[START DATASET CONTENT]

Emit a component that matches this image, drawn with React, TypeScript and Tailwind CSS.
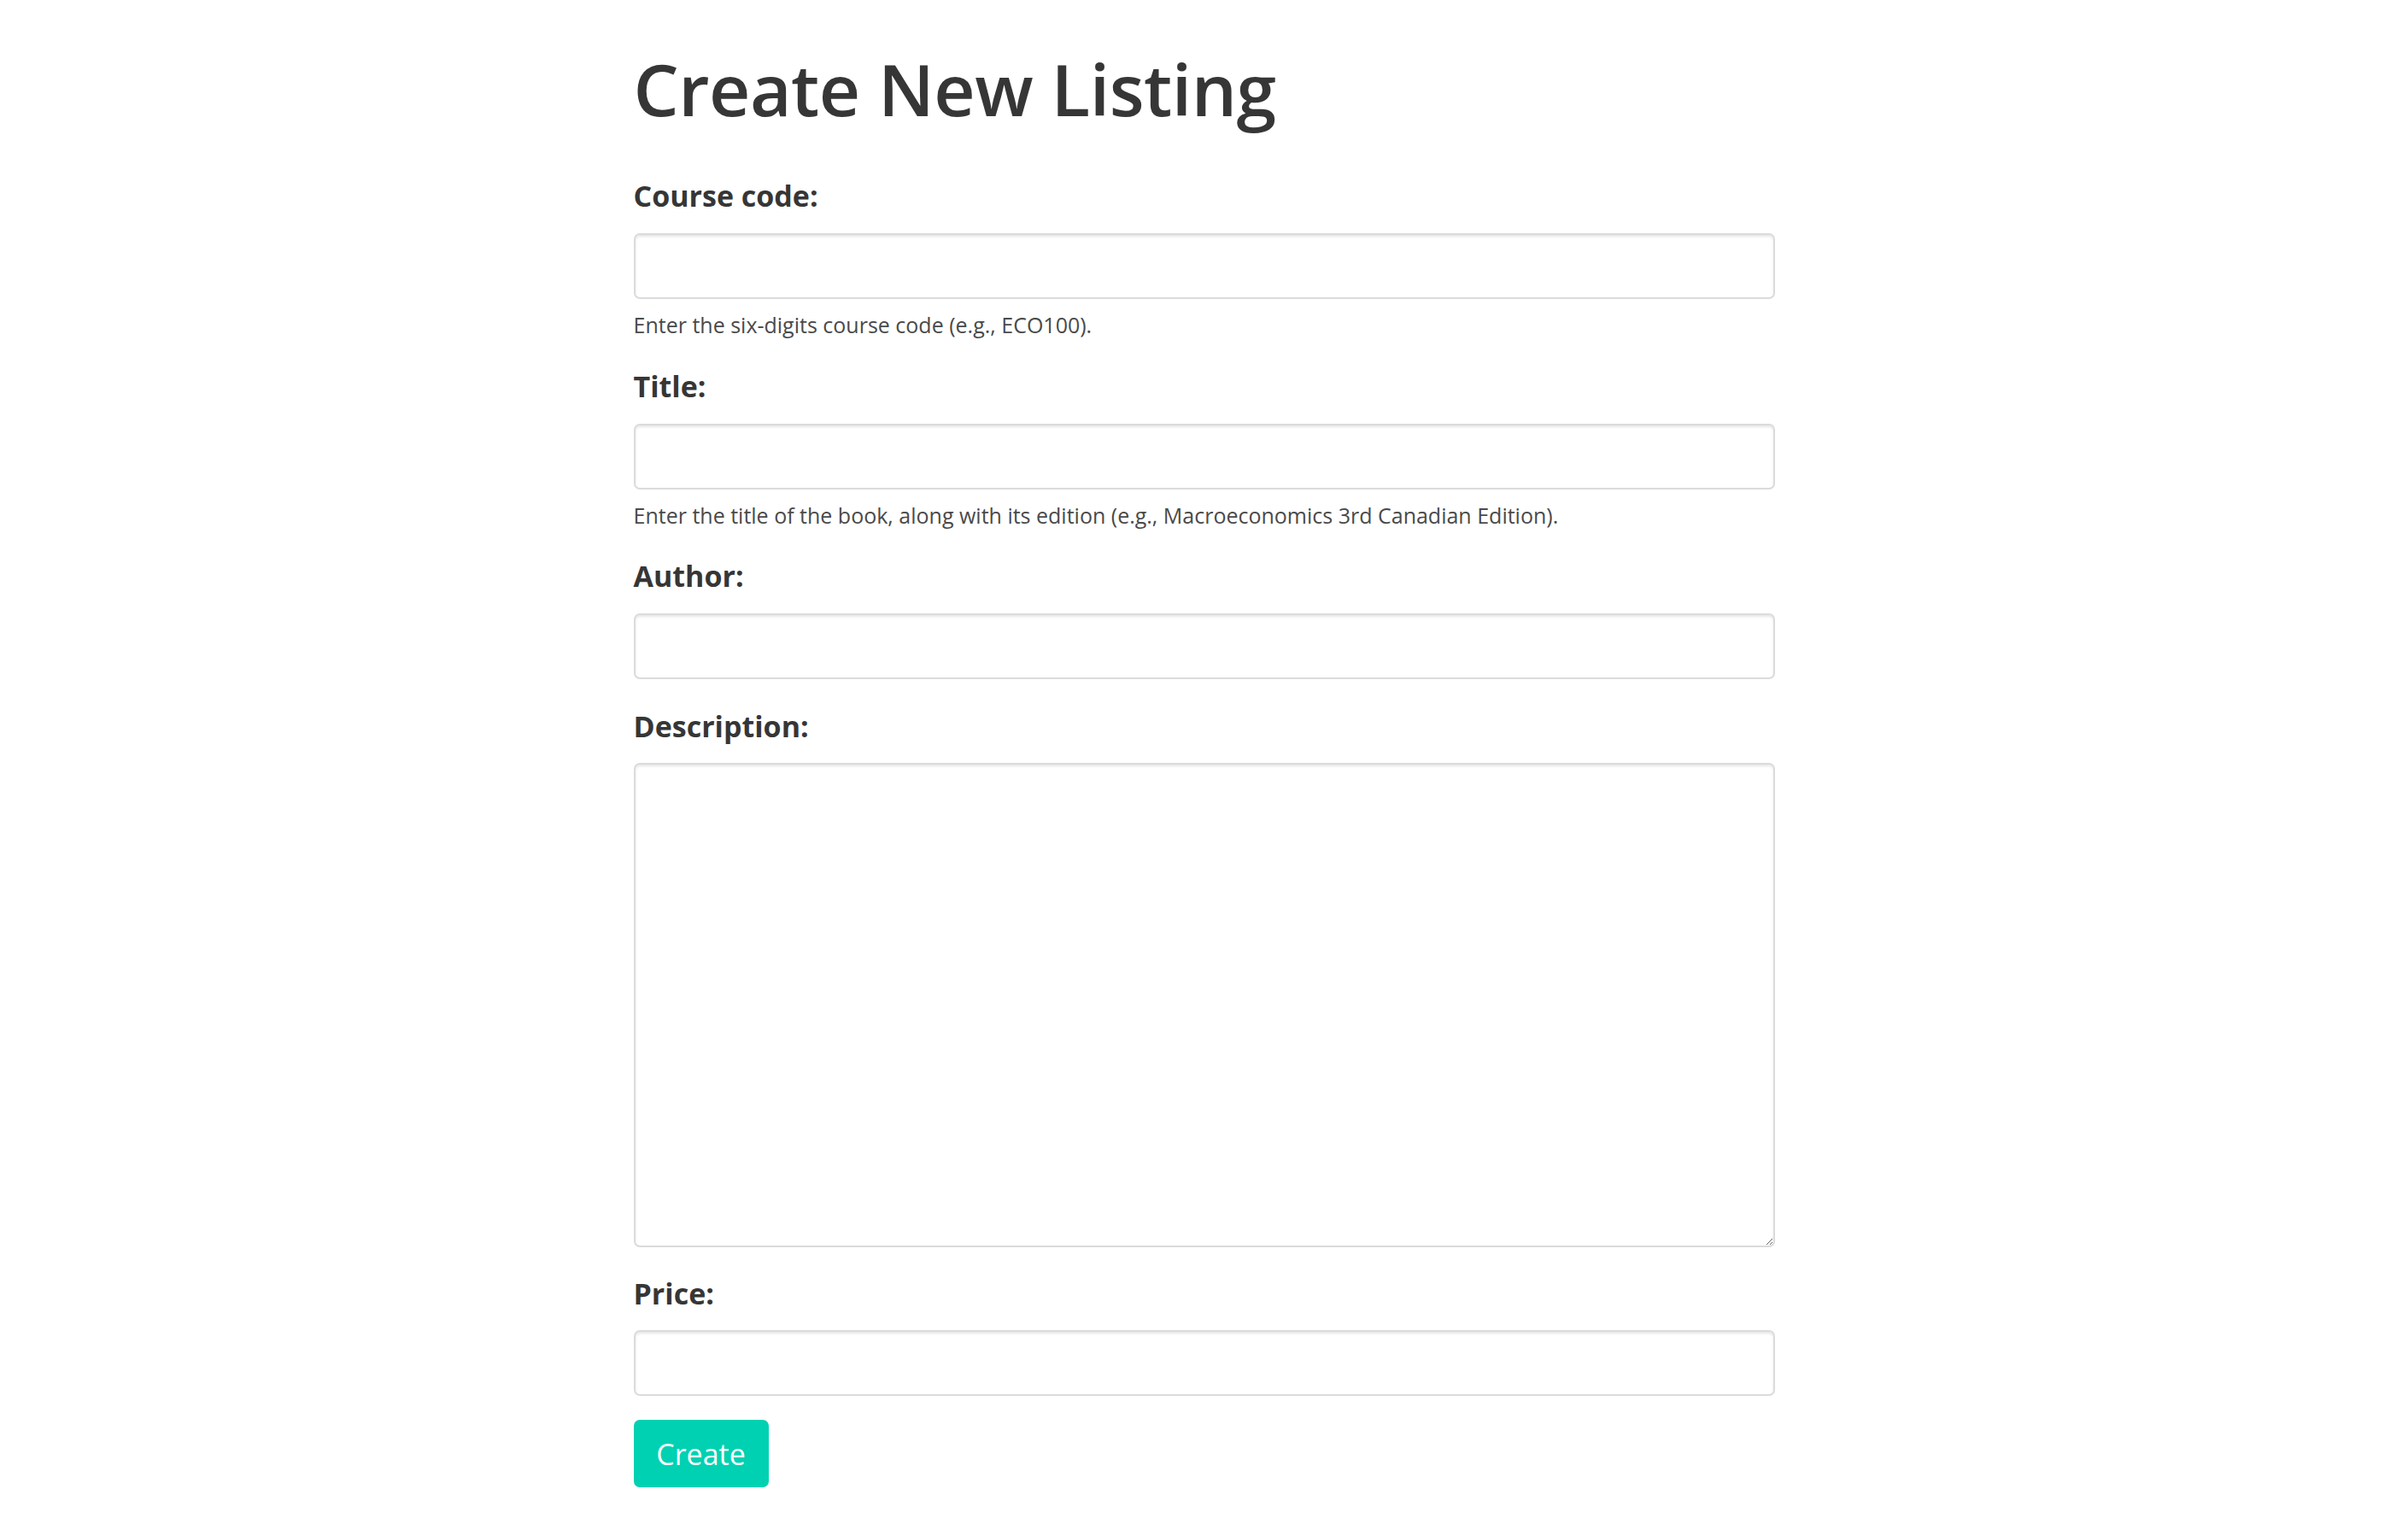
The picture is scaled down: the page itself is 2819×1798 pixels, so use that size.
import React from "react";

function Label({ children, className = "" }: { children: React.ReactNode; className?: string }) {
  return (
    <label className={`block text-[34px] leading-[46px] font-bold text-[#363636] ${className}`}>
      {children}
    </label>
  );
}

const inputCls =
  "block w-full h-[77px] bg-white border-2 border-[#dbdbdb] rounded-[7px] shadow-[inset_0_2px_3px_rgba(10,10,10,0.1)] outline-none px-[20px] text-[34px] text-[#363636]";

export default function App() {
  return (
    <div
      className="min-h-screen bg-white"
      style={{ fontFamily: '"Open Sans", "Noto Sans", sans-serif' }}
    >
      <div className="mx-auto w-[1336px] pt-[52px] pb-[48px]">
        <h1 className="text-[84px] leading-[104px] font-semibold text-[#363636] tracking-[-0.5px]">
          Create New Listing
        </h1>
        <form className="mt-[50px]" onSubmit={(e) => e.preventDefault()}>
          <div>
            <Label className="mb-[21px]">Course code:</Label>
            <input type="text" className={inputCls} />
            <p className="mt-[12px] text-[25px] leading-[36px] text-[#4a4a4a]">
              Enter the six-digits course code (e.g., ECO100).
            </p>
          </div>
          <div className="mt-[31px]">
            <Label className="mb-[21px]">Title:</Label>
            <input type="text" className={inputCls} />
            <p className="mt-[12px] text-[25px] leading-[36px] text-[#4a4a4a]">
              Enter the title of the book, along with its edition (e.g., Macroeconomics 3rd Canadian Edition).
            </p>
          </div>
          <div className="mt-[30px]">
            <Label className="mb-[21px]">Author:</Label>
            <input type="text" className={inputCls} />
          </div>
          <div className="mt-[32px]">
            <Label className="mb-[20px]">Description:</Label>
            <textarea
              className="block w-full h-[567px] bg-white border-2 border-[#dbdbdb] rounded-[7px] shadow-[inset_0_2px_3px_rgba(10,10,10,0.1)] outline-none px-[20px] py-[14px] text-[34px] text-[#363636] resize-y"
            />
          </div>
          <div className="mt-[31px]">
            <Label className="mb-[20px]">Price:</Label>
            <input type="text" className={inputCls} />
          </div>
          <button
            type="submit"
            className="mt-[28px] h-[79px] w-[158px] rounded-[7px] bg-[#00d1b2] text-white text-[34px] leading-none flex items-center justify-center"
          >
            Create
          </button>
        </form>
      </div>
    </div>
  );
}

[END DATASET CONTENT]

TASK DESCRIPTION: Repeat the full listing above exactly, with no pictures in the copy.

WRITTEN ANSWER:
Emit a component that matches this image, drawn with React, TypeScript and Tailwind CSS.
The picture is scaled down: the page itself is 2819×1798 pixels, so use that size.
import React from "react";

function Label({ children, className = "" }: { children: React.ReactNode; className?: string }) {
  return (
    <label className={`block text-[34px] leading-[46px] font-bold text-[#363636] ${className}`}>
      {children}
    </label>
  );
}

const inputCls =
  "block w-full h-[77px] bg-white border-2 border-[#dbdbdb] rounded-[7px] shadow-[inset_0_2px_3px_rgba(10,10,10,0.1)] outline-none px-[20px] text-[34px] text-[#363636]";

export default function App() {
  return (
    <div
      className="min-h-screen bg-white"
      style={{ fontFamily: '"Open Sans", "Noto Sans", sans-serif' }}
    >
      <div className="mx-auto w-[1336px] pt-[52px] pb-[48px]">
        <h1 className="text-[84px] leading-[104px] font-semibold text-[#363636] tracking-[-0.5px]">
          Create New Listing
        </h1>
        <form className="mt-[50px]" onSubmit={(e) => e.preventDefault()}>
          <div>
            <Label className="mb-[21px]">Course code:</Label>
            <input type="text" className={inputCls} />
            <p className="mt-[12px] text-[25px] leading-[36px] text-[#4a4a4a]">
              Enter the six-digits course code (e.g., ECO100).
            </p>
          </div>
          <div className="mt-[31px]">
            <Label className="mb-[21px]">Title:</Label>
            <input type="text" className={inputCls} />
            <p className="mt-[12px] text-[25px] leading-[36px] text-[#4a4a4a]">
              Enter the title of the book, along with its edition (e.g., Macroeconomics 3rd Canadian Edition).
            </p>
          </div>
          <div className="mt-[30px]">
            <Label className="mb-[21px]">Author:</Label>
            <input type="text" className={inputCls} />
          </div>
          <div className="mt-[32px]">
            <Label className="mb-[20px]">Description:</Label>
            <textarea
              className="block w-full h-[567px] bg-white border-2 border-[#dbdbdb] rounded-[7px] shadow-[inset_0_2px_3px_rgba(10,10,10,0.1)] outline-none px-[20px] py-[14px] text-[34px] text-[#363636] resize-y"
            />
          </div>
          <div className="mt-[31px]">
            <Label className="mb-[20px]">Price:</Label>
            <input type="text" className={inputCls} />
          </div>
          <button
            type="submit"
            className="mt-[28px] h-[79px] w-[158px] rounded-[7px] bg-[#00d1b2] text-white text-[34px] leading-none flex items-center justify-center"
          >
            Create
          </button>
        </form>
      </div>
    </div>
  );
}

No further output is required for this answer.